A Grim Anniversary: Jacob Wetterling's Disappearance

Patty Wetterling, who lost her son in 1989, now works to find missing children.

ByABC News
October 20, 2009, 5:35 PM

Oct. 21, 2009 — -- Patty Wetterling is getting ready for an anniversary no parent should ever have to mark: It has been 20 years since her oldest son, Jacob, 11 at the time, was snatched away from her in one brutal instant.

Over the past two decades, Wetterling has sustained herself with hope.

"We hope for Jacob, for all of our grandkids, for every child who's home safe today and every child who's missing," she said in an interview with "Nightline."

Wetterling and her husband, Jerry, their three other children, and three grandchildren were gathering at their rural St. Joseph, Minn., home in the lead-up to the anniversary. The family considered the milestone a chance to honor Jacob.

"We learned early on that this, what happened, was way bigger than Jacob and way bigger than our family," Patty Wetterling said. "It's about [like] this entire community was taken. There was an innocence stolen and my hope is that we have been able to pull some of that back and to provide, you know, this world where kids can grow up safe."

ABC News first made contact with Wetterling 10 years ago.

"This is God's country," she said at the time, walking in a cornfield just a half-mile from her house.

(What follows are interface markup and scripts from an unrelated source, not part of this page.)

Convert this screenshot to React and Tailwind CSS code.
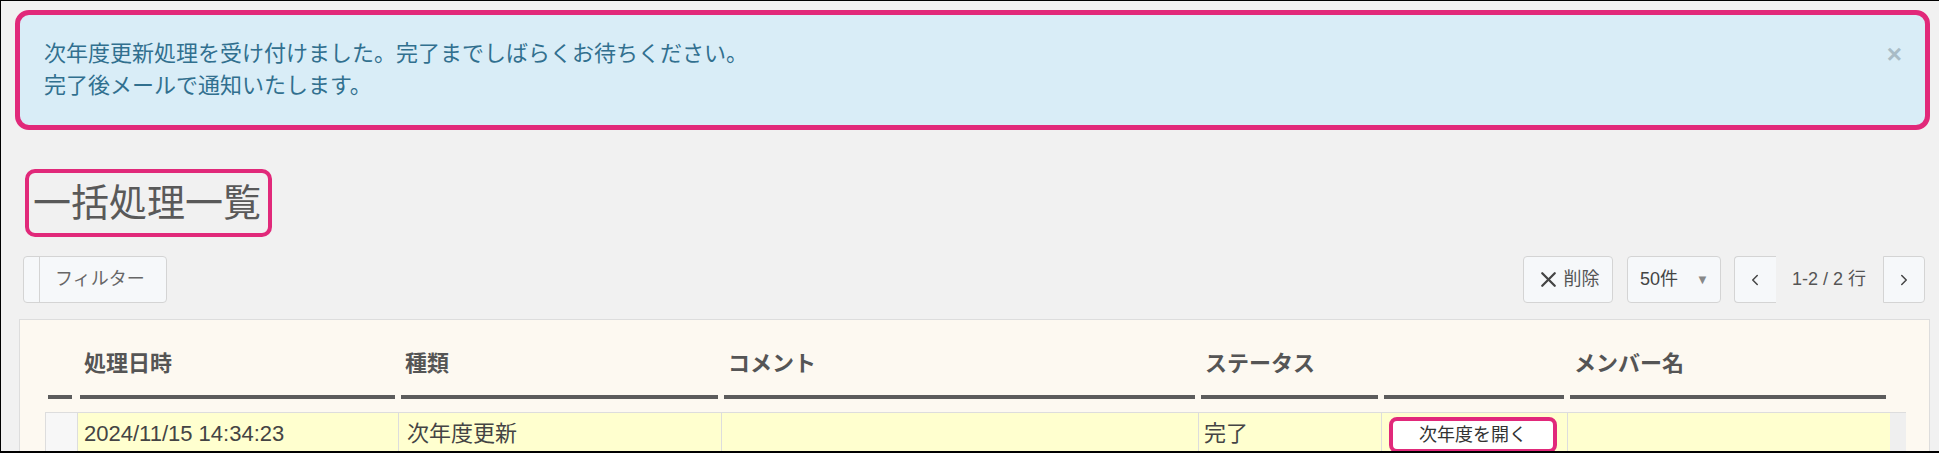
import React from 'react';
import { X, ChevronLeft, ChevronRight } from 'lucide-react';

const font = "font-['Liberation_Sans','Noto_Sans_CJK_JP',sans-serif]";

const cols = [
  { w: 'w-[32px]', label: '' },
  { w: 'w-[321px]', label: '処理日時' },
  { w: 'w-[323px]', label: '種類' },
  { w: 'w-[477px]', label: 'コメント' },
  { w: 'w-[183px]', label: 'ステータス' },
  { w: 'w-[186px]', label: '' },
  { w: 'w-[322px]', label: 'メンバー名' },
];

const Toolbar = () => (
  <div className="mt-[19px] ml-[22px] mr-[14px] flex h-[47px] items-center">
    <button className="flex h-[47px] w-[144px] rounded-[4px] border border-[#d4d4d4] bg-[#f6f8fa] text-[18px] text-[#666]">
      <span className="h-full w-[16px] rounded-l-[4px] border-r border-[#d4d4d4]"></span>
      <span className="flex h-full flex-1 items-center pl-[15px]">フィルター</span>
    </button>

    <div className="ml-auto flex items-center">
      <button className="flex h-[47px] w-[90px] items-center justify-center gap-[2px] rounded-[4px] border border-[#d4d4d4] bg-[#f6f8fa] text-[18px] text-[#555]">
        <X size={25} strokeWidth={2.2} className="text-[#444]" />
        削除
      </button>
      <button className="ml-[14px] flex h-[47px] w-[94px] items-center rounded-[4px] border border-[#d4d4d4] bg-[#f6f8fa] pl-[12px] text-[18px] text-[#444]">
        50件
        <span className="ml-auto mr-[11px] text-[13px] text-[#888]">▼</span>
      </button>
      <button className="ml-[13px] flex h-[47px] w-[42px] items-center justify-center rounded-l-[4px] border-y border-l border-[#d4d4d4] bg-[#f6f8fa] text-[#444]">
        <ChevronLeft size={18} strokeWidth={2} />
      </button>
      <span className="ml-[16px] mr-[17px] text-[18px] text-[#555]">1-2 / 2 行</span>
      <button className="flex h-[47px] w-[42px] items-center justify-center rounded-r-[4px] border border-[#d4d4d4] bg-[#f6f8fa] text-[#444]">
        <ChevronRight size={18} strokeWidth={2} />
      </button>
    </div>
  </div>
);

const Table = () => (
  <div className="mt-[16px] ml-[18px] h-[200px] w-[1911px] border border-[#dddddd] bg-[#fdf9f1] pl-[25px] pt-[29px]">
    <div className="flex">
      {cols.map((c, i) => (
        <div key={i} className={`${c.w} ${i === 0 ? 'pl-[3px] pr-[5px]' : 'px-[3px]'}`}>
          <div className="h-[30px] border-b-4 border-[#5c5c5c] box-content pb-[16px] pl-[4px] text-[22px] font-bold leading-[30px] text-[#555]">
            {c.label}
          </div>
        </div>
      ))}
    </div>

    <div className="mt-[13px] flex h-[50px] text-[22px] leading-[30px] text-[#444]">
      <div className="flex border-l border-t border-[#dddddd]">
        <div className="w-[32px] border-r border-[#dddddd] bg-[#f7f7f7]"></div>
        <div className="w-[321px] border-r border-[#dddddd] bg-[#ffffcf] pl-[6px] pt-[6px]">2024/11/15 14:34:23</div>
        <div className="w-[323px] border-r border-[#dddddd] bg-[#ffffcf] pl-[8px] pt-[6px]">次年度更新</div>
        <div className="w-[477px] border-r border-[#dddddd] bg-[#ffffcf]"></div>
        <div className="w-[183px] border-r border-[#dddddd] bg-[#ffffcf] pl-[5px] pt-[6px]">完了</div>
        <div className="w-[186px] border-r border-[#dddddd] bg-[#ffffcf] pl-[7px] pt-[4px]">
          <button className="flex h-[36px] w-[168px] items-center justify-center rounded-[8px] border-4 border-[#e1297a] bg-white text-[18px] leading-none text-[#333]">
            次年度を開く
          </button>
        </div>
        <div className="w-[322px] bg-[#ffffcf]"></div>
      </div>
      <div className="w-[16px] border-t border-[#dddddd] bg-[#efefef]"></div>
    </div>
  </div>
);

export default function App() {
  return (
    <div className={`h-[453px] w-[1939px] overflow-hidden border-b-2 border-l border-t border-black bg-[#f1f1f1] ${font}`}>
      <div className="ml-[14px] mt-[9px] flex h-[120px] w-[1915px] items-start rounded-[14px] border-[5px] border-[#e1297a] bg-[#d9edf7] pl-[24px] pt-[23px] text-[22px] leading-[32px] text-[#31708f]">
        <div className="flex-1">
          <p>次年度更新処理を受け付けました。完了までしばらくお待ちください。</p>
          <p>完了後メールで通知いたします。</p>
        </div>
        <span className="mr-[23px] text-[26px] font-bold leading-[32px] text-[#a9bcc6]">×</span>
      </div>

      <div className="ml-[24px] mt-[39px] flex">
        <h1 className="h-[68px] rounded-[10px] border-4 border-[#e1297a] pl-[4px] pr-[7px] text-[38px] leading-[60px] text-[#595959]">
          一括処理一覧
        </h1>
      </div>

      <Toolbar />
      <Table />
    </div>
  );
}
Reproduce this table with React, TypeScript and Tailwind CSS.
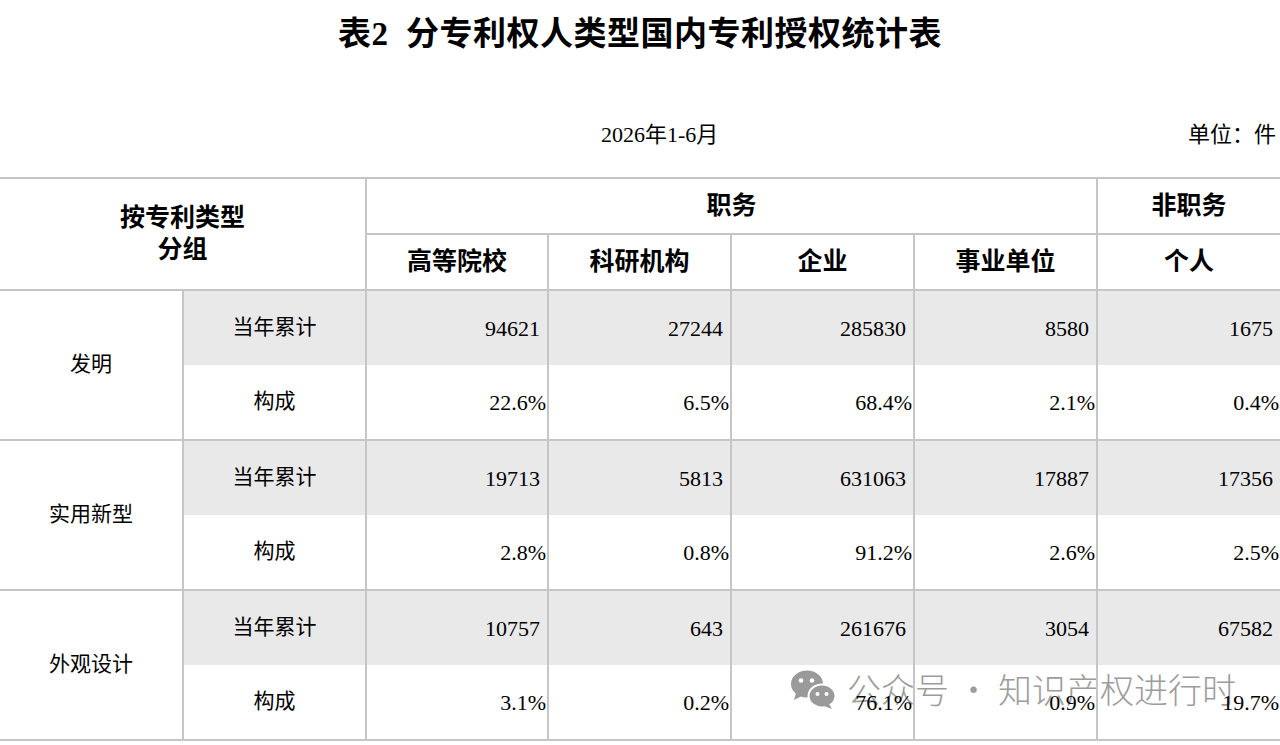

It was through the same fields, on a warm autumn night, that Jacob, his brother Trevor and a friend set out on their bikes to pick up a video.

It was the first time Jacob had been out alone at night on his bike.

On the return home, according to the other boys, a masked gunman stopped all three -- and then drove off with Jacob.

On a gravel road was a spot where Jacob's footprints seemed to show resistance. And then...

"It's gone," Wetterling said. "It's just bizarre."

It was just the beginning of a nightmare from which Wetterling has not yet awoken. But something inside her has awoken.

Over the years, Wetterling has found her voice, and her mission: to find Jacob and help protect other children.

"A lot of people ask, 'How do you do it?' How could I not?" she said. "Every parent knows, you would do anything for your children, and our anything [has] got to be a little more than we ever would have dreamed, but you continue. We'll do anything that we can to find him."